And so, no, I wasn't always equipped. And there's still conversations I have where I have to find new skills and learn more, because I think that's the thing about human
relating is, you know, you can always get better at it, but it is our responsibility to be good at
it. You know, romantic relationships are a magnifying glass to the things we're not good at.
But if you don't have good boundaries or good communication with your romantic partner,
you're not going to have them in work. You're not going to be able to handle conflict well.
There's something about facing what can bring heartbreak that I think motivates us in a
different way.
Do you know what I mean?
Yeah, no, I completely agree with that.
Heartbreak is an amazing teacher, as brutal as it can often be.
So when you're making these new commitments and now you're sort of like moving through
your late twenties, you could have just as easily said, okay, I'm going to take this
moment in time to work on myself, to really get right with myself, to gain the skills,
to learn.
And also I'm kind of fascinated with how people relate, not just from a sales or a business
perspective, but human to human.
Like, how do we love, how do we take care of each other?
How do we see each other? You could have said, okay, so this is kind of a cool thing. I want to learn it
for myself and just be the best person that I can. But something inside of you said, I actually want
to center this. Like this is my work. I'm curious about that process for you. Yeah. You know, doing
your sparkotype quiz was so telling for me. Like it just was so accurate. I remember doing it and
being like, oh, nailed it.
And I was so blessed to have you on my podcast to talk to people about it.
That moment, it started to be that people started to come to me about their own relational
things and they would come to me for advice.
And, you know, a lot of the skill sets that are due to sales are also very similar to
coaching or just conversing.
I think it started when I wrote my first ever thing.

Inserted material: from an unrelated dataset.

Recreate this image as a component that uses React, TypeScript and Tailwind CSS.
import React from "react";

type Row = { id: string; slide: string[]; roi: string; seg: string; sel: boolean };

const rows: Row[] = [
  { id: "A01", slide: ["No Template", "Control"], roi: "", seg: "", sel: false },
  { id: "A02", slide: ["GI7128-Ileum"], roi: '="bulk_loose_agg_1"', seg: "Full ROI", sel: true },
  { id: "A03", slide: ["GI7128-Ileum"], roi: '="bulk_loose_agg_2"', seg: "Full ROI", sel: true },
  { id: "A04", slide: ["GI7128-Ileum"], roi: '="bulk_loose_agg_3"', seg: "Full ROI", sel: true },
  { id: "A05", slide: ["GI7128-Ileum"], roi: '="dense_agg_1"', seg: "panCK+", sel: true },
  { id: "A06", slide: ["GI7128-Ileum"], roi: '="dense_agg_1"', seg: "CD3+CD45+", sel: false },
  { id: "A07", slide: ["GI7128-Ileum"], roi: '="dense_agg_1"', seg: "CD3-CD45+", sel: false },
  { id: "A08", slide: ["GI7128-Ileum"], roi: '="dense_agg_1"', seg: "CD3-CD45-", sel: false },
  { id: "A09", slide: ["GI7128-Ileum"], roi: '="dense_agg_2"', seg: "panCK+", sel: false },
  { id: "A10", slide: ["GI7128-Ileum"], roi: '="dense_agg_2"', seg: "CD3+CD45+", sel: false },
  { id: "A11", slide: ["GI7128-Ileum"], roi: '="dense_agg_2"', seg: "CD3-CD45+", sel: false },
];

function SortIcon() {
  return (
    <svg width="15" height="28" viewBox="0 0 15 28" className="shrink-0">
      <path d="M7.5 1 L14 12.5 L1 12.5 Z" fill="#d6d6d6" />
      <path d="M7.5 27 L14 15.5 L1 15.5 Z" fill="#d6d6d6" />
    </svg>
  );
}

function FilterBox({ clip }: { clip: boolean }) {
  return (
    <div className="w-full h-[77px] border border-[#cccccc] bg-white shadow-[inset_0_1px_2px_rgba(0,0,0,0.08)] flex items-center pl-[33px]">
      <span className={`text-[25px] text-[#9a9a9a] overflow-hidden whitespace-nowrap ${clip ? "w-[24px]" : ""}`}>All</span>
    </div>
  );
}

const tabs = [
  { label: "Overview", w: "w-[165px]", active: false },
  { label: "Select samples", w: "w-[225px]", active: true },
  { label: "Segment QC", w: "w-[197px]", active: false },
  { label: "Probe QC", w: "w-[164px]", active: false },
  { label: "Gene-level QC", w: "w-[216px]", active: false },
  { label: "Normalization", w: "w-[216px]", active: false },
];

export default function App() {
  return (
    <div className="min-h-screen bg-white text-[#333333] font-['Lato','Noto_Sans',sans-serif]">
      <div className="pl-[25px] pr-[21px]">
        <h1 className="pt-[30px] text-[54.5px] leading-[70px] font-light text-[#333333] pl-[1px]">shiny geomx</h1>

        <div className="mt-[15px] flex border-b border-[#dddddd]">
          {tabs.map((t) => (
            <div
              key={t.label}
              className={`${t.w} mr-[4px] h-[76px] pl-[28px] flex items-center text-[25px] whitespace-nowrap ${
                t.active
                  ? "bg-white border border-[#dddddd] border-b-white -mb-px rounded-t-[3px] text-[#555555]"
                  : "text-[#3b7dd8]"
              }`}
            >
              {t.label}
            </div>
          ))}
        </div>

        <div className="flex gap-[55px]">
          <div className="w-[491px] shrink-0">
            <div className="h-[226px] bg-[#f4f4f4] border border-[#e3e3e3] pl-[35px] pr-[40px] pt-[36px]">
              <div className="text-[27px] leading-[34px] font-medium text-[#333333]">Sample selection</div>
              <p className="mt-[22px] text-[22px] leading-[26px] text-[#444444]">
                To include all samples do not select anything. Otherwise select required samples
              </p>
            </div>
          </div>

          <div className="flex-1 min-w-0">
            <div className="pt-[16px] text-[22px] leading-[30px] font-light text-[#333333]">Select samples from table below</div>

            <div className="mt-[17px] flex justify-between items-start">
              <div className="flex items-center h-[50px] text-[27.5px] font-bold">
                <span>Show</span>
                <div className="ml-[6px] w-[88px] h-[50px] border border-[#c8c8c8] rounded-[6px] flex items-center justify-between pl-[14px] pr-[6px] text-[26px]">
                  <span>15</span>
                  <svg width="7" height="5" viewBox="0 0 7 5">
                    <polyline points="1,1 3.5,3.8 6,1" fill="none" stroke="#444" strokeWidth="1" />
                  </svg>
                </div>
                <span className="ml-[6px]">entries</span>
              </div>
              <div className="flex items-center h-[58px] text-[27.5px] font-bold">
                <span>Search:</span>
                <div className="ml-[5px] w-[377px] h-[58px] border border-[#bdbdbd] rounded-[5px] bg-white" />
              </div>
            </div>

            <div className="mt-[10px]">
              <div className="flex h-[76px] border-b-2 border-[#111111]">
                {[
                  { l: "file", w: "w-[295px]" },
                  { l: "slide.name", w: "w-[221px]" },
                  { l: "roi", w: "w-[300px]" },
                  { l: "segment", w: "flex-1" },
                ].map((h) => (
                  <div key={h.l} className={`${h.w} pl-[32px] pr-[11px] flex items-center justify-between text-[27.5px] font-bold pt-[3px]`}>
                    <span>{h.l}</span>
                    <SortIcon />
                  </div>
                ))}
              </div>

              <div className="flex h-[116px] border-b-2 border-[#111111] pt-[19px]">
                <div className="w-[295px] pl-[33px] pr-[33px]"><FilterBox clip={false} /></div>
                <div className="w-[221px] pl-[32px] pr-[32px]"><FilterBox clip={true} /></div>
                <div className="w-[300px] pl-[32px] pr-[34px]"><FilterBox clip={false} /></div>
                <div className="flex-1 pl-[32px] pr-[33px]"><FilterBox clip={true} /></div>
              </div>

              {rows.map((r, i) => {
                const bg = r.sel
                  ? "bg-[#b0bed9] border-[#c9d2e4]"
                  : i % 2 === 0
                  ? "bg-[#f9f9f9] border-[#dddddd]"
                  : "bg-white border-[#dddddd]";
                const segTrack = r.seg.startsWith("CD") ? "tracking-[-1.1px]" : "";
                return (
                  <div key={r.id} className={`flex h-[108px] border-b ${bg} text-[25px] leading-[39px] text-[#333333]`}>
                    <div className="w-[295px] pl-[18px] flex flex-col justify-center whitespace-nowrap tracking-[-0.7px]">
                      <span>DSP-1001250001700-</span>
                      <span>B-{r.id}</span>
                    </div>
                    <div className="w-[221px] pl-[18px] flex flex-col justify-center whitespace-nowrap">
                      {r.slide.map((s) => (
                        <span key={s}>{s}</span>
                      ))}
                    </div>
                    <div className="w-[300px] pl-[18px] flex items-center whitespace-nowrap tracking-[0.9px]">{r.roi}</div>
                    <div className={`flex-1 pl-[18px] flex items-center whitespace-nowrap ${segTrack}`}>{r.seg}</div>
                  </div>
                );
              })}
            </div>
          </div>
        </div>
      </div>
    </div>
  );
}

I just wrote like a update on Facebook about an awareness I had had relationally and my sort of pitfall and then what I'd learned.
And oh, my God, it was crazy how many people were like, me too. That makes so much sense. Yeah, I have the same challenge. And I had a friend say to me
when I said, I just love the subject of relationships. Like to me, this is the
most fascinating thing in the world and it's the most important thing in the world.

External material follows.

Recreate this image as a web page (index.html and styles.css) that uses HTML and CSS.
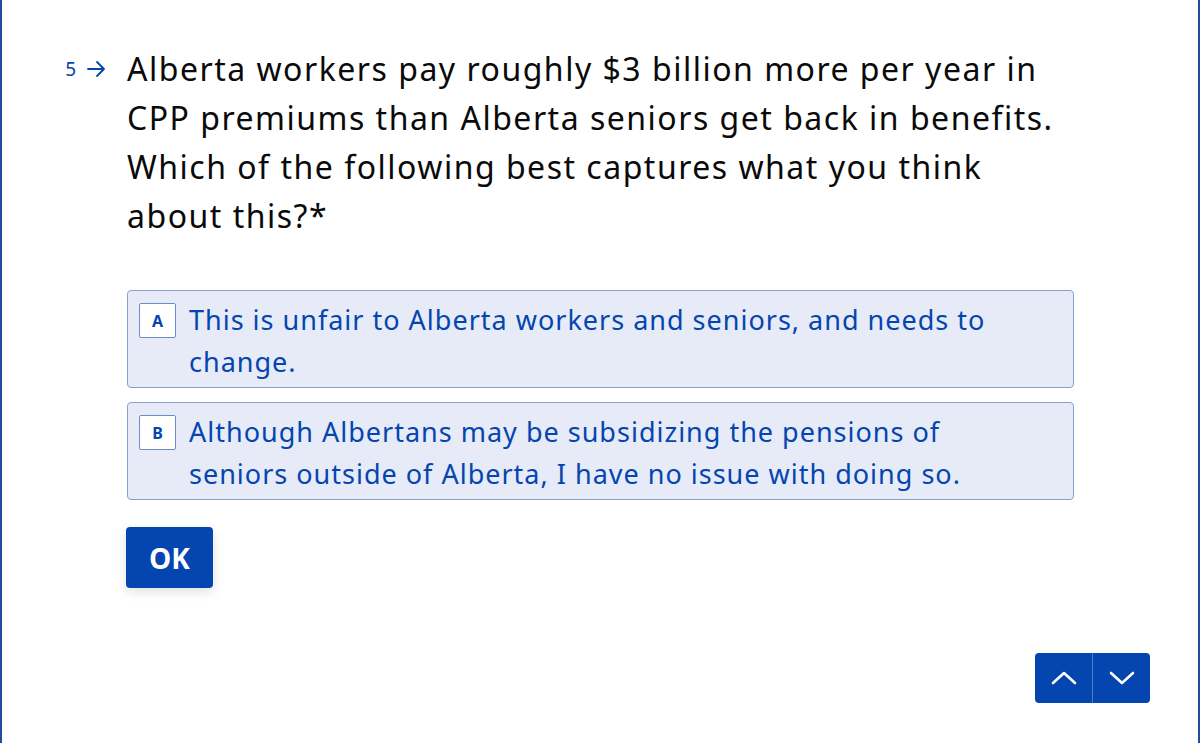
FILE: index.html
```html
<!DOCTYPE html>
<html>
<head>
<meta charset="utf-8">
<link rel="stylesheet" href="styles.css">
</head>
<body>
<div class="frame">
  <div class="question">
    <div class="qnum"><span>5</span><svg class="arrow" width="20" height="18" viewBox="0 0 20 18"><path d="M2 9H18M11 2L18 9L11 16" fill="none" stroke="#0445af" stroke-width="1.8" stroke-linecap="round" stroke-linejoin="round"/></svg></div>
    <div class="qbody">
      <h1 class="qtext">Alberta workers pay roughly $3 billion more per year in CPP premiums than Alberta seniors get back in benefits. Which of the following best captures what you think about this?*</h1>
      <div class="options">
        <div class="option"><span class="key">A</span><span class="label">This is unfair to Alberta workers and seniors, and needs to change.</span></div>
        <div class="option"><span class="key">B</span><span class="label">Although Albertans may be subsidizing the pensions of<br>seniors outside of Alberta, I have no issue with doing so.</span></div>
      </div>
      <button class="ok">OK</button>
    </div>
  </div>
  <div class="nav">
    <button class="navbtn up"><svg width="26" height="16" viewBox="0 0 26 16"><path d="M2 13L13 3L24 13" fill="none" stroke="#fff" stroke-width="2.6" stroke-linecap="round" stroke-linejoin="round"/></svg></button>
    <button class="navbtn down"><svg width="26" height="16" viewBox="0 0 26 16"><path d="M2 3L13 13L24 3" fill="none" stroke="#fff" stroke-width="2.6" stroke-linecap="round" stroke-linejoin="round"/></svg></button>
  </div>
</div>
</body>
</html>
```
FILE: styles.css
```css
* { box-sizing: border-box; }
html, body { margin: 0; padding: 0; background: #fff; }
body { font-family: "Noto Sans", "Open Sans", sans-serif; }
.frame {
  width: 1200px;
  height: 743px;
  border-left: 2px solid #1d4f9c;
  border-right: 2px solid #1d4f9c;
  display: flex;
  flex-direction: column;
  justify-content: space-between;
  padding: 44px 48px 40px 0;
}
.question { display: flex; }
.qnum {
  width: 125px;
  display: flex;
  justify-content: flex-end;
  align-items: center;
  gap: 10px;
  padding-right: 21px;
  height: 49px;
  color: #0445af;
  font-size: 19px;
}
.arrow { margin-top: 1px; }
.qbody { width: 947px; }
.qtext {
  margin: 0;
  font-weight: 400;
  font-size: 32px;
  line-height: 49px;
  color: #0a0a0a;
  letter-spacing: 1.5px;
}
.options {
  margin-top: 50px;
  display: flex;
  flex-direction: column;
  gap: 14px;
}
.option {
  display: flex;
  align-items: flex-start;
  background: #e6ebf7;
  border: 1px solid #86a0d6;
  border-radius: 4px;
  padding: 8px 12px 4px 11px;
  color: #0445af;
}
.key {
  flex: none;
  width: 37px;
  height: 35px;
  margin-top: 4px;
  margin-right: 13px;
  background: #fff;
  border: 1px solid #6e8ccc;
  border-radius: 2px;
  display: flex;
  align-items: center;
  justify-content: center;
  font-size: 16px;
  font-weight: 700;
}
.label {
  max-width: 840px;
  font-size: 27px;
  line-height: 42px;
  letter-spacing: 1px;
}
.ok {
  margin-top: 27px;
  width: 87px;
  height: 61px;
  border: 0;
  border-radius: 4px;
  background: #0445af;
  color: #fff;
  font-family: "Open Sans", "Noto Sans", sans-serif;
  font-weight: 700;
  font-size: 28px;
  box-shadow: 0 4px 12px rgba(0, 0, 0, 0.12);
  margin-left: -1px;
}
.nav {
  align-self: flex-end;
  display: flex;
  border-radius: 4px;
  overflow: hidden;
}
.navbtn {
  width: 57px;
  height: 50px;
  border: 0;
  background: #0445af;
  display: flex;
  align-items: center;
  justify-content: center;
  padding: 0;
}
.navbtn.up { border-right: 1px solid #4f7cc8; width: 58px; }
```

And she was like, you should tour the world and speak about relationships. And I was like,
nah. Yeah. But in my heart, I was like, yes, that, that's it.
And that idea, when it started to percolate,
I'd say that moment was just someone else witnessing it,
you know, someone else being,
and then which was a similar experience
I had to the Sparketype quiz,
where I felt very witnessed,
like something sort of a validation.
And so I think that yearning to be like,
I got to share with people what I'm learning.
And I'd always been outspoken in my life
and loved sharing without anyone asking me to.
So here was this opportunity to take
what gave me a lot of poor reviews on report cards
and turn it into a profession of sorts.
So poor reviews on report cards
for doing the same thing as a kid so funny hey
i used to get i kind of want i kind of want to deconstruct that a little bit
yeah i had this great in grade six i had this report card i still have it because it's so funny
and my teacher said to me mark feels the need to give his unsolicited opinion in class
and then the next one was,
oh, and in grade six,
I can, in Canada,
I'm not sure, do you guys go in it?
We were going to junior high in a middle school in grade seven.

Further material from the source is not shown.